INTRUDER

Intruder Scott Spiegel

Time they are a'changing for the fine folks who work at Walnut Lake Market, a large supermarket located in what appears to be the dreariest city in all of Michigan. Danny, co-owner of the supermarket, realizes the financial situation isn't good so he and his partner Bill have decided to sell the store to the city, something Bill isn't happy about even if he realizes he has no choice. Bill feels bad for his crew of young workers, all of whom will be out on their asses come the first of the month. On the night before the big markdown sale is to begin, the entire crew is gathered to re-sticker items. The last customer of the night is a thuggish looking guy named Craig. He's come to the supermarket for two reasons. The first is to get a pack of smokes. The second is to see Jennifer, one of the register jockies. They were dating up until Craig accidentally killed a guy in a brawl. Now out on parole, he wants Jennifer to talk to him, to work things out. She is not interested.
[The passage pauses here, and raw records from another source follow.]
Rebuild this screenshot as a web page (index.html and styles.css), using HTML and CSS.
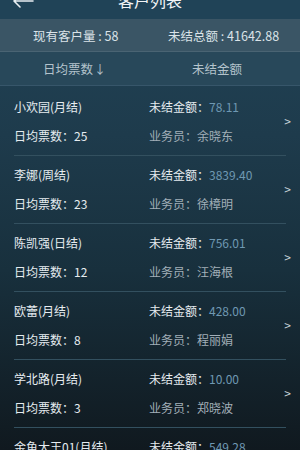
FILE: index.html
```html
<!DOCTYPE html>
<html lang="zh-CN">
<head>
<meta charset="utf-8">
<title>客户列表</title>
<meta name="viewport" content="width=device-width,initial-scale=1">
<link rel="stylesheet" href="styles.css">
</head>
<body>

<header class="topbar">
  <svg class="back" width="22" height="14" viewBox="0 0 22 14" fill="none" stroke="#e8eef2" stroke-width="1.6" stroke-linecap="round" stroke-linejoin="round">
    <path d="M2 7h19M8 1L2 7l6 6"/>
  </svg>
  <h1>客户列表</h1>
</header>

<div class="summary">
  <span>现有客户量 : 58</span>
  <span>未结总额 : 41642.88</span>
</div>

<div class="sortbar">
  <span class="sort-active">日均票数<i class="down">↓</i></span>
  <span class="sort-other">未结金额</span>
</div>

<ul class="clients">
  <li class="client">
    <div class="cell name">小欢园(月结)</div>
    <div class="cell">未结金额：<b class="amount">78.11</b></div>
    <div class="cell">日均票数：25</div>
    <div class="cell muted">业务员：余晓东</div>
    <span class="chev">&gt;</span>
  </li>
  <li class="client">
    <div class="cell name">李娜(周结)</div>
    <div class="cell">未结金额：<b class="amount">3839.40</b></div>
    <div class="cell">日均票数：23</div>
    <div class="cell muted">业务员：徐樟明</div>
    <span class="chev">&gt;</span>
  </li>
  <li class="client">
    <div class="cell name">陈凯强(日结)</div>
    <div class="cell">未结金额：<b class="amount">756.01</b></div>
    <div class="cell">日均票数：12</div>
    <div class="cell muted">业务员：汪海根</div>
    <span class="chev">&gt;</span>
  </li>
  <li class="client">
    <div class="cell name">欧蕾(月结)</div>
    <div class="cell">未结金额：<b class="amount">428.00</b></div>
    <div class="cell">日均票数：8</div>
    <div class="cell muted">业务员：程丽娟</div>
    <span class="chev">&gt;</span>
  </li>
  <li class="client">
    <div class="cell name">学北路(月结)</div>
    <div class="cell">未结金额：<b class="amount">10.00</b></div>
    <div class="cell">日均票数：3</div>
    <div class="cell muted">业务员：郑晓波</div>
    <span class="chev">&gt;</span>
  </li>
  <li class="client">
    <div class="cell name">金鱼大王01(月结)</div>
    <div class="cell">未结金额：<b class="amount">549.28</b></div>
    <div class="cell">日均票数：5</div>
    <div class="cell muted">业务员：余晓东</div>
    <span class="chev">&gt;</span>
  </li>
</ul>

</body>
</html>
```

FILE: styles.css
```css
/* Reset & Base */
*,*::before,*::after{box-sizing:border-box;margin:0;padding:0}
body{
  font-family:"Noto Sans CJK SC","Noto Sans",sans-serif;
  background:linear-gradient(180deg,#214356 0%,#1e3b4c 30%,#18303d 60%,#10191f 100%);
  color:#e6ecf0;
  width:300px;height:450px;overflow:hidden;
}
/* Top bar */
.topbar{
  height:19px;
  background:#204357;
  display:flex;align-items:flex-end;justify-content:center;
  overflow:hidden;
}
.topbar h1{font-size:16px;font-weight:400;line-height:22px;margin-bottom:8px;color:#f2f5f7}
.back{position:absolute;left:12px;top:-6px}
/* Summary */
.summary{
  height:33px;
  background:#3a5565;
  border-bottom:1px solid #4a6473;
  display:grid;grid-template-columns:135px 1fr;
  align-items:center;
  font-size:12.5px;color:#dbe3e8;
}
.summary span:first-child{padding-left:33px}
.summary span:last-child{padding-left:33px}
/* Sort bar */
.sortbar{
  height:34px;
  background:#28485a;
  border-bottom:1px solid #37566a;
  display:grid;grid-template-columns:192px 1fr;
  align-items:center;
  font-size:12.5px;color:#b4c3cc;
}
.sort-active{padding-left:43px}
.down{font-style:normal;font-size:12px;margin-left:1px}
/* Client list */
.clients{list-style:none;padding:2px 14px 0}
.client{
  position:relative;
  display:grid;grid-template-columns:135px 1fr;
  grid-auto-rows:29px;align-items:center;
  padding:4px 0 5px;
  border-bottom:1px solid #33505f;
  font-size:12px;
}
.cell{white-space:nowrap}
.amount{font-weight:400;color:#6f98b2}
.muted{color:#a2afb8}
.chev{
  position:absolute;right:-5px;top:24px;
  font-size:12px;color:#c9d3d9;
}
```
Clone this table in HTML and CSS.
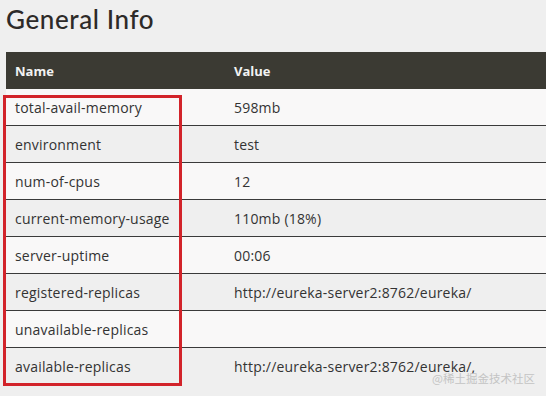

Things get hairy when Craig hits her and assaults one of her co-workers. Craig manages to fight off the entire store staff and escapes into the dark aisles and corridors of the store. Danny and Bill send everyone off to find him. They finally manage to catch him, smack him around a little and throw him out. Jennifer calls the police. The fuzz finally shows up but don't do much except tell them to call back if Craig shows up again. Everybody gets back down to it, cutting produce, stocking shelves, cleaning and re-stickering. This night has been a monumental bummer but it's about to get worse. Someone else is in the store with them, brutally knocking them off one by one.


Intruder Slasher film

By 1989, the slasher film, that most exploitative flavor of mainstream exploitation cinema, had cannibalized itself to death. With only scraps of remaining flesh to chew on, the slasher film began its prolonged and painful death throes soon after Mr. Englund slipped on Mr. Krueger's glove and shifted the realm of the slasher from sitcom reality to rubber reality. In hindsight, it's remarkable the slasher film had lasted as long as it did. In the space of ten years, hundreds of films had been made, each a copy of the last in a perpetual cycle of rehash, retread and retardation. Only the most deluded horror fan would think these films, in the long run, amounted to much of anything other than pop culture trivia and countless wasted hours. While I count myself a slasher fan, I am not so blind to the realities of what I spent my childhood watching. I most certainly don't think all films that stalked and slashed their way through the video rental stores of the 80s were bad films; far from it. But for the most part, they were just the same thing every time and the quality, just like you would expect from a copy of a copy, began to degrade so quickly that by the time Bill Leslie and Terry Lofton loaded up their nail gun in 1985, every idea that could be done had been done ten times over.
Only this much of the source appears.